Unlike a weaker market in large parts of Europe during the quarter, we estimate that the Swedish and Norwegian markets have grown in line with our expectations of a long-term sales growth of 1 – 2 per cent, adjusted for the Easter impact. Further, the growth in the Polish market remained strong, while the development in the Danish market was more in line with Europe in general.
The acquired companies FTZ and Inter-Team generally have, in line with our expectations, lower gross margins than the other business areas, which have had adversely effect on the Group’s gross margin. During the quarter, the Group’s gross margin was also negatively affected by customer/product mix and increased purchasing prices within MECA/Mekonomen due to the weak SEK against EUR. The margin amounted to 44.5 per cent (55.7) in the quarter.
In the second quarter, adjusted EBIT rose to SEK 280 M (217) and EBIT rose to SEK 240 M (173). Due to Easter impacts and weather conditions during the Spring season, the Group’s development over the first six months of the year provides a more comparable view of its performance instead of the quarters separated. For the first six months the organic net sales increased by 1 per cent.
Mixed development in the business areas
Inter-Team reported a strong sales growth in the second quarter 1), driven by high export sales, strong growth in the Polish market and estimated gained market shares. FTZ reported a marginally lower sales compared to second quarter last year 1), negatively affected by Easter effect and a slow Danish market in general. We estimate that FTZ retained its market shares.
Organic growth in the MECA/Mekonomen was 1 per cent in the second quarter. Adjusted for the impact of the low demand during Easter, organic growth was 2 per cent. EBIT fell to SEK 145 M (186), adversely impacted primarily by fewer workdays, low demand during Easter, customer/product mix and an increase in purchasing costs due to weak SEK.
Sales in Sørensen og Balchen were adversely affected by weak consumer sales in Norway and low demand during the Easter holiday. The organic net sales fell by 7 percent. Continued efficient cost control adjusted to lower sales resulted in an EBIT in line with last year of SEK 38 (39) M.
Focus remains on increasing profitability in 2019
During the second half of 2019, our main focus remains on increasing profitability and increasing cash flow. The cost-savings programme initiated at the beginning of the year proceeding as planned, with limited effects in second quarter. The programme will generate cost reductions of SEK 65 M on an annual basis, with full effect at the end of fourth quarter 2019.

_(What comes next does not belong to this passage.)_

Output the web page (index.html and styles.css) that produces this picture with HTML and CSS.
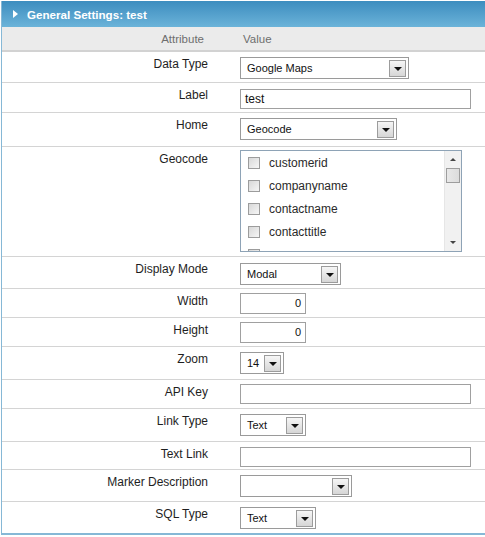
FILE: index.html
```html
<!DOCTYPE html>
<html>
<head>
<meta charset="utf-8">
<link rel="stylesheet" href="styles.css">
</head>
<body>
<div class="panel">
  <div class="panel-head"><span class="tri"></span><span class="title">General Settings: test</span></div>
  <div class="grid">
    <div class="row head">
      <div class="c1">Attribute</div><div class="c2">Value</div>
    </div>
    <div class="row h31">
      <div class="c1">Data Type</div>
      <div class="c2 t5"><div class="sel w169"><span class="sel-text">Google Maps</span><span class="arr"></span></div></div>
    </div>
    <div class="row h30">
      <div class="c1">Label</div>
      <div class="c2 t6"><div class="inp w231">test</div></div>
    </div>
    <div class="row h34">
      <div class="c1">Home</div>
      <div class="c2 t5"><div class="sel w157"><span class="sel-text">Geocode</span><span class="arr"></span></div></div>
    </div>
    <div class="row h110">
      <div class="c1">Geocode</div>
      <div class="c2 t3">
        <div class="listbox">
          <div class="items">
            <div class="item"><span class="cb"></span>customerid</div>
            <div class="item"><span class="cb"></span>companyname</div>
            <div class="item"><span class="cb"></span>contactname</div>
            <div class="item"><span class="cb"></span>contacttitle</div>
            <div class="item"><span class="cb"></span></div>
          </div>
          <div class="sbar">
            <span class="sb-up"></span>
            <span class="sb-thumb"></span>
            <span class="sb-fill"></span>
            <span class="sb-down"></span>
          </div>
        </div>
      </div>
    </div>
    <div class="row h32">
      <div class="c1">Display Mode</div>
      <div class="c2 t6"><div class="sel w101"><span class="sel-text">Modal</span><span class="arr"></span></div></div>
    </div>
    <div class="row h29">
      <div class="c1">Width</div>
      <div class="c2 t4"><div class="inp w66 num">0</div></div>
    </div>
    <div class="row h29">
      <div class="c1">Height</div>
      <div class="c2 t4"><div class="inp w66 num">0</div></div>
    </div>
    <div class="row h33">
      <div class="c1">Zoom</div>
      <div class="c2 t5"><div class="sel w44"><span class="sel-text">14</span><span class="arr"></span></div></div>
    </div>
    <div class="row h29">
      <div class="c1">API Key</div>
      <div class="c2 t4"><div class="inp w231"></div></div>
    </div>
    <div class="row h33">
      <div class="c1">Link Type</div>
      <div class="c2 t5"><div class="sel w66"><span class="sel-text">Text</span><span class="arr"></span></div></div>
    </div>
    <div class="row h28">
      <div class="c1">Text Link</div>
      <div class="c2 t5"><div class="inp w231"></div></div>
    </div>
    <div class="row h32">
      <div class="c1">Marker Description</div>
      <div class="c2 t5"><div class="sel w112"><span class="sel-text"></span><span class="arr"></span></div></div>
    </div>
    <div class="row h31 last">
      <div class="c1">SQL Type</div>
      <div class="c2 t5"><div class="sel w76"><span class="sel-text">Text</span><span class="arr"></span></div></div>
    </div>
  </div>
</div>
</body>
</html>
```
FILE: styles.css
```css
html, body {
  margin: 0;
  padding: 0;
  background: #ffffff;
  overflow: hidden;
}
body {
  font-family: "Liberation Sans", Arial, sans-serif;
  font-size: 12px;
  color: #222;
}
.panel {
  margin: 1px 0 0 1px;
  border-left: 1px solid #86b8d6;
  border-bottom: 2px solid #86b8d6;
}
.panel-head {
  height: 26px;
  display: flex;
  align-items: center;
  background: linear-gradient(#3d8dbf, #6bb3d9);
  color: #fff;
  font-weight: bold;
  font-size: 11.6px;
}
.tri {
  width: 0;
  height: 0;
  border-top: 4px solid transparent;
  border-bottom: 4px solid transparent;
  border-left: 5px solid #fff;
  margin: 0 9px 0 11px;
}
.grid {
  display: flex;
  flex-direction: column;
}
.row {
  display: flex;
  box-sizing: border-box;
  border-bottom: 1px solid #d4d4d4;
  line-height: 14px;
}
.row.last { border-bottom: none; }
.c1 {
  box-sizing: border-box;
  width: 230px;
  flex: none;
  text-align: right;
  padding: 5px 24px 0 0;
  color: #1e1e1e;
}
.c2 {
  flex: 1;
  padding-left: 8px;
}
.row.head {
  height: 25px;
  background: #ebebeb;
  border-bottom: 2px solid #d2d2d2;
  color: #6e6e6e;
  font-size: 11.5px;
  align-items: center;
}
.row.head .c1 {
  padding: 0 28px 0 0;
  color: #6e6e6e;
}
.row.head .c2 { padding-left: 11px; }
.t3 { padding-top: 3px; }
.t4 { padding-top: 4px; }
.t5 { padding-top: 5px; }
.t6 { padding-top: 6px; }
.h28 { height: 28px; }
.h29 { height: 29px; }
.h30 { height: 30px; }
.h31 { height: 31px; }
.h32 { height: 32px; }
.h33 { height: 33px; }
.h34 { height: 34px; }
.h110 { height: 110px; }

/* select box */
.sel {
  box-sizing: border-box;
  height: 22px;
  border: 1px solid #9a9a9a;
  background: #fff;
  display: flex;
  align-items: center;
  padding: 0 2px 0 6px;
  font-size: 11px;
  color: #111;
}
.sel-text { flex: 1; }
.arr {
  box-sizing: border-box;
  width: 17px;
  height: 17px;
  border: 1px solid #9c9c9c;
  background: linear-gradient(#f6f6f6, #d6d6d6);
  display: flex;
  align-items: center;
  justify-content: center;
}
.arr::after {
  content: "";
  width: 0;
  height: 0;
  border-left: 4px solid transparent;
  border-right: 4px solid transparent;
  border-top: 4px solid #111;
  margin-top: 1px;
}
.w44 { width: 44px; }
.w66 { width: 66px; }
.w76 { width: 76px; }
.w101 { width: 101px; }
.w112 { width: 112px; }
.w157 { width: 157px; }
.w169 { width: 169px; }
.w231 { width: 231px; }

/* input */
.inp {
  box-sizing: border-box;
  height: 20px;
  border: 1px solid #a0a0a0;
  background: #fff;
  padding: 0 4px;
  line-height: 18px;
  font-size: 12px;
  color: #111;
}
.inp.num {
  height: 21px;
  line-height: 19px;
  text-align: right;
  font-size: 11px;
}

/* listbox */
.listbox {
  box-sizing: border-box;
  width: 222px;
  height: 102px;
  border: 1px solid #8ea3b6;
  display: flex;
  overflow: hidden;
}
.items {
  flex: 1;
  padding-left: 7px;
  overflow: hidden;
}
.item {
  height: 23px;
  flex: none;
  display: flex;
  align-items: center;
  color: #2a2a2a;
  font-size: 12px;
}
.cb {
  box-sizing: border-box;
  width: 12px;
  height: 12px;
  border: 1px solid #9c9c9c;
  background: linear-gradient(135deg, #d8d8d8, #f6f6f6);
  margin-right: 9px;
}
.sbar {
  width: 16px;
  background: #f1f1f1;
  border-left: 1px solid #e6e6e6;
  display: flex;
  flex-direction: column;
  align-items: center;
}
.sb-up, .sb-down {
  height: 17px;
  width: 16px;
  display: flex;
  align-items: center;
  justify-content: center;
}
.sb-up::after {
  content: "";
  border-left: 3px solid transparent;
  border-right: 3px solid transparent;
  border-bottom: 3px solid #444;
}
.sb-down::after {
  content: "";
  border-left: 3px solid transparent;
  border-right: 3px solid transparent;
  border-top: 3px solid #444;
}
.sb-thumb {
  box-sizing: border-box;
  width: 14px;
  height: 15px;
  border: 1px solid #9d9d9d;
  background: linear-gradient(90deg, #e8e8e8, #dcdcdc);
}
.sb-fill { flex: 1; }
```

The project to address unprofitable operations has resulted in a stabilisation of the development within the workshop equipment company Preqas and our proprietary workshops. For Mekonomen Finland, we do not yet see the same positive impact, and since this Spring we are taking further measures linked to the business model and increased efficiency. I would like to emphasize that I am not satisfied with the development in recent years when it comes to our unprofitable operations in the Group. As previously communicated, the businesses must show good profitability in the reasonable future to continue to be a part of the Group.
The work of generating purchasing synergies from the acquisition of FTZ and Inter-Team, and the merger of MECA and Mekonomen's central warehouse in Sweden, are proceeding as planned.
During the summer, we conducted a comprehensive customer survey among the Group's affiliated workshops and other workshops. The results show that availability regarding the product range, fast deliveries and close cooperation with the local branch are important parameters for the workshops. It is gratifying that it is also in these areas the workshops have been given the highest rating. The survey also shows that future confidence in growth is high, more than half of all the workshops that participated in the survey indicate that their operations will expand in the coming years.
I see that we are well equipped for the future. I look forward to the remaining 2019 and to continue developing our business in an efficient way and with our customers in focus.
President and CEO
1) Inter-Team and FTZ were acquired on 3 September, 2018 and no exact comparative figures have been calculated for the second quarter of 2018 as the companies before the acquisition had a different financial year than Mekonomen Group.